[Records with interface code]
(begin)

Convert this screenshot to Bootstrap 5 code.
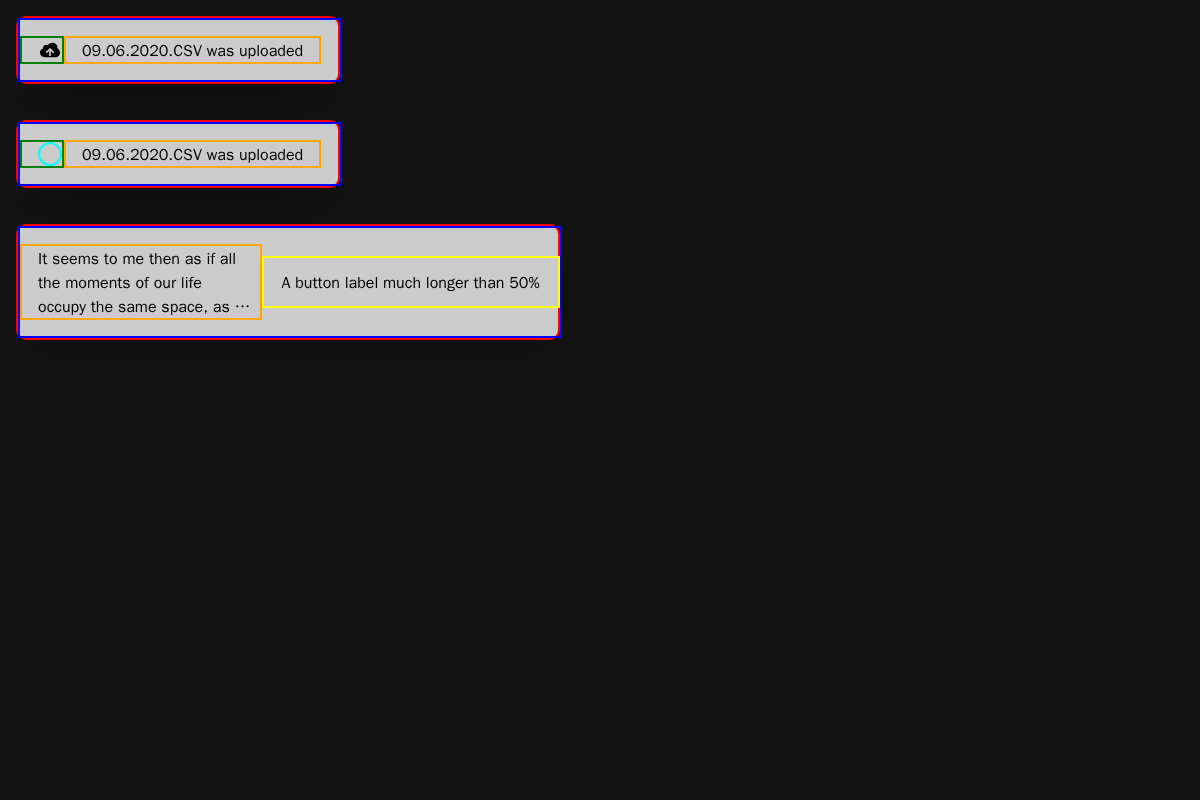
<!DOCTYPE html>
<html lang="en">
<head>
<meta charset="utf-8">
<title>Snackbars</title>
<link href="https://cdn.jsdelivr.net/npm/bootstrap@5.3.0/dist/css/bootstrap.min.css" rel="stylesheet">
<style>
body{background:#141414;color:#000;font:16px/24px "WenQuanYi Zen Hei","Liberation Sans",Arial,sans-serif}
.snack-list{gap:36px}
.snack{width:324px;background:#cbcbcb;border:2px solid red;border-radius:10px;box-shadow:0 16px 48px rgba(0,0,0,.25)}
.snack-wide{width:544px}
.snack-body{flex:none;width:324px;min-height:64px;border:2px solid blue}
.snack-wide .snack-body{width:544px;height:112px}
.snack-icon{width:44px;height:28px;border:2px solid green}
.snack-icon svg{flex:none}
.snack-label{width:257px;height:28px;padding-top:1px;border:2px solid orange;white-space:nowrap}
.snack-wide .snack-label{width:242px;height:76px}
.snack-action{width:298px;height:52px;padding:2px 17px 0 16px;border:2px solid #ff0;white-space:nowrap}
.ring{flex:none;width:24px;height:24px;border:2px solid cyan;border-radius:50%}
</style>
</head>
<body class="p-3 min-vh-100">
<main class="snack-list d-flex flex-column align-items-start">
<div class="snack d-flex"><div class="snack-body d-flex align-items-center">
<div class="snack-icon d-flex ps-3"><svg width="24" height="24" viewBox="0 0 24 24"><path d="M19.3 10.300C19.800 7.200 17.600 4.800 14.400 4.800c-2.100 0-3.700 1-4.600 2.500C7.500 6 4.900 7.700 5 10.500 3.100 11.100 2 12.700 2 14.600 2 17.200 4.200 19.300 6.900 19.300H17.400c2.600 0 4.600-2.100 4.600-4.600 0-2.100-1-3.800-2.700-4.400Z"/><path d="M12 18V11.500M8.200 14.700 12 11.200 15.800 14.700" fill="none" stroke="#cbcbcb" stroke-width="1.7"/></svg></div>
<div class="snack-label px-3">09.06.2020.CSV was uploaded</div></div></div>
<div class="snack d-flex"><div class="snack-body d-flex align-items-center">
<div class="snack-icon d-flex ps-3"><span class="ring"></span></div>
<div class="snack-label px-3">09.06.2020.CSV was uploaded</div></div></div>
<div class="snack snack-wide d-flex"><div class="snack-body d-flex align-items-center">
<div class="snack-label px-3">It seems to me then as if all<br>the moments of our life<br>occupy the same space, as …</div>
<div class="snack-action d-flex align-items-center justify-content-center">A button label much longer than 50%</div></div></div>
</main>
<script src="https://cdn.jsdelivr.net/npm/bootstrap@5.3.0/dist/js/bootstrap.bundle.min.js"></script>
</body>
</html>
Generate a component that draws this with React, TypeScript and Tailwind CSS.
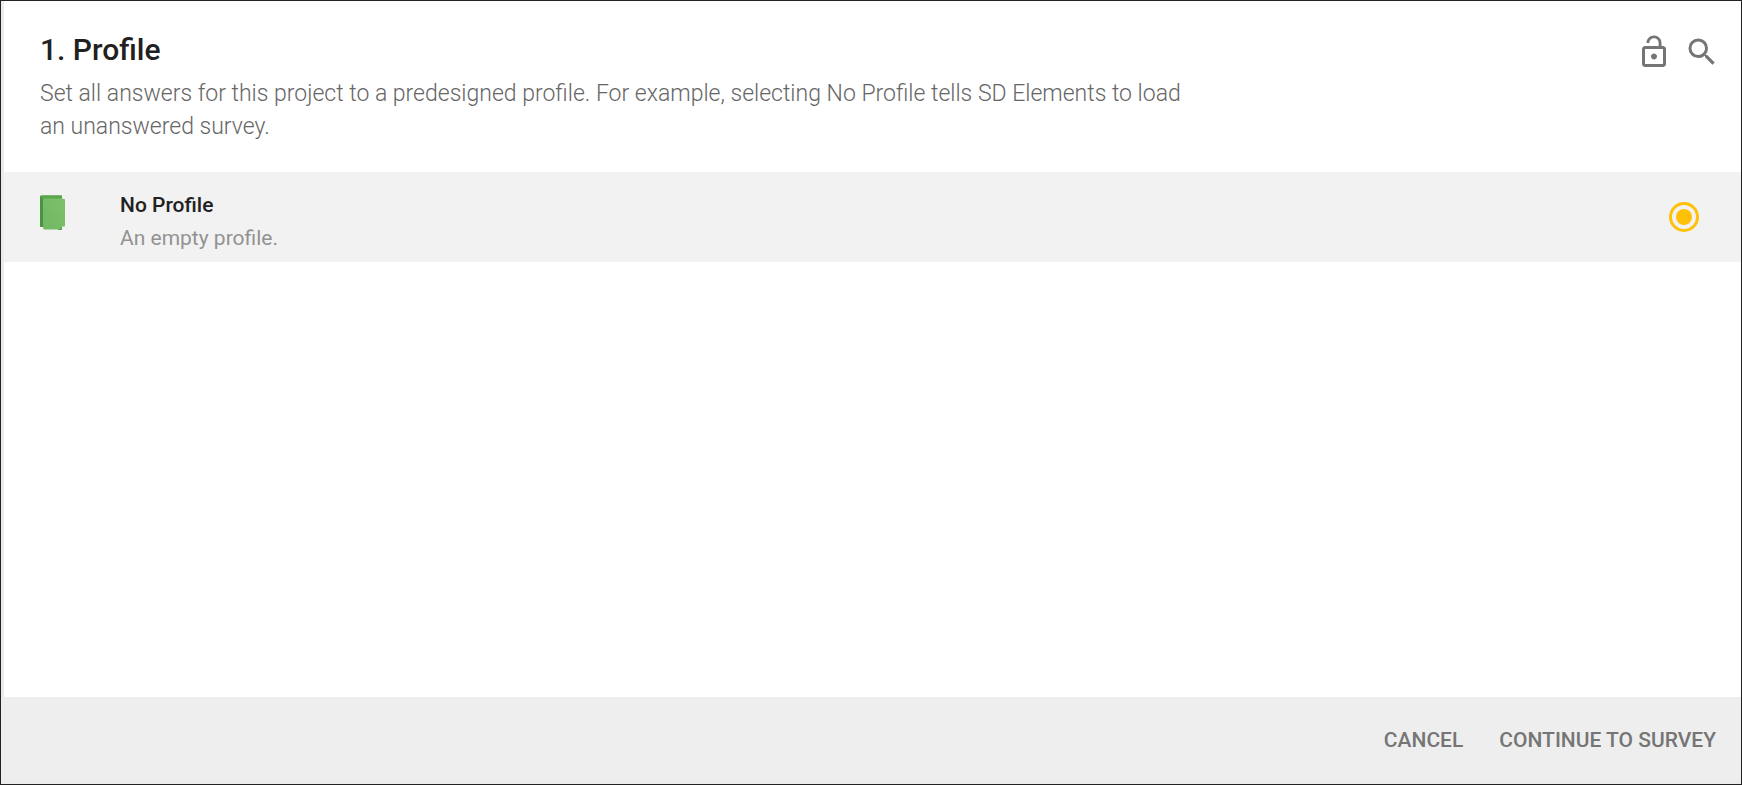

(end)

TASK REQUIREMENTS :: Write the entries above out again exactly, but not the pictures.

SOLUTION TO THE PROBLEM ::
Convert this screenshot to Bootstrap 5 code.
<!DOCTYPE html>
<html lang="en">
<head>
<meta charset="utf-8">
<title>Snackbars</title>
<link href="https://cdn.jsdelivr.net/npm/bootstrap@5.3.0/dist/css/bootstrap.min.css" rel="stylesheet">
<style>
body{background:#141414;color:#000;font:16px/24px "WenQuanYi Zen Hei","Liberation Sans",Arial,sans-serif}
.snack-list{gap:36px}
.snack{width:324px;background:#cbcbcb;border:2px solid red;border-radius:10px;box-shadow:0 16px 48px rgba(0,0,0,.25)}
.snack-wide{width:544px}
.snack-body{flex:none;width:324px;min-height:64px;border:2px solid blue}
.snack-wide .snack-body{width:544px;height:112px}
.snack-icon{width:44px;height:28px;border:2px solid green}
.snack-icon svg{flex:none}
.snack-label{width:257px;height:28px;padding-top:1px;border:2px solid orange;white-space:nowrap}
.snack-wide .snack-label{width:242px;height:76px}
.snack-action{width:298px;height:52px;padding:2px 17px 0 16px;border:2px solid #ff0;white-space:nowrap}
.ring{flex:none;width:24px;height:24px;border:2px solid cyan;border-radius:50%}
</style>
</head>
<body class="p-3 min-vh-100">
<main class="snack-list d-flex flex-column align-items-start">
<div class="snack d-flex"><div class="snack-body d-flex align-items-center">
<div class="snack-icon d-flex ps-3"><svg width="24" height="24" viewBox="0 0 24 24"><path d="M19.3 10.300C19.800 7.200 17.600 4.800 14.400 4.800c-2.100 0-3.700 1-4.600 2.500C7.500 6 4.900 7.700 5 10.500 3.100 11.100 2 12.700 2 14.600 2 17.200 4.200 19.300 6.900 19.300H17.400c2.600 0 4.600-2.100 4.600-4.600 0-2.100-1-3.800-2.700-4.400Z"/><path d="M12 18V11.500M8.200 14.700 12 11.200 15.800 14.700" fill="none" stroke="#cbcbcb" stroke-width="1.7"/></svg></div>
<div class="snack-label px-3">09.06.2020.CSV was uploaded</div></div></div>
<div class="snack d-flex"><div class="snack-body d-flex align-items-center">
<div class="snack-icon d-flex ps-3"><span class="ring"></span></div>
<div class="snack-label px-3">09.06.2020.CSV was uploaded</div></div></div>
<div class="snack snack-wide d-flex"><div class="snack-body d-flex align-items-center">
<div class="snack-label px-3">It seems to me then as if all<br>the moments of our life<br>occupy the same space, as …</div>
<div class="snack-action d-flex align-items-center justify-content-center">A button label much longer than 50%</div></div></div>
</main>
<script src="https://cdn.jsdelivr.net/npm/bootstrap@5.3.0/dist/js/bootstrap.bundle.min.js"></script>
</body>
</html>
Generate a component that draws this with React, TypeScript and Tailwind CSS.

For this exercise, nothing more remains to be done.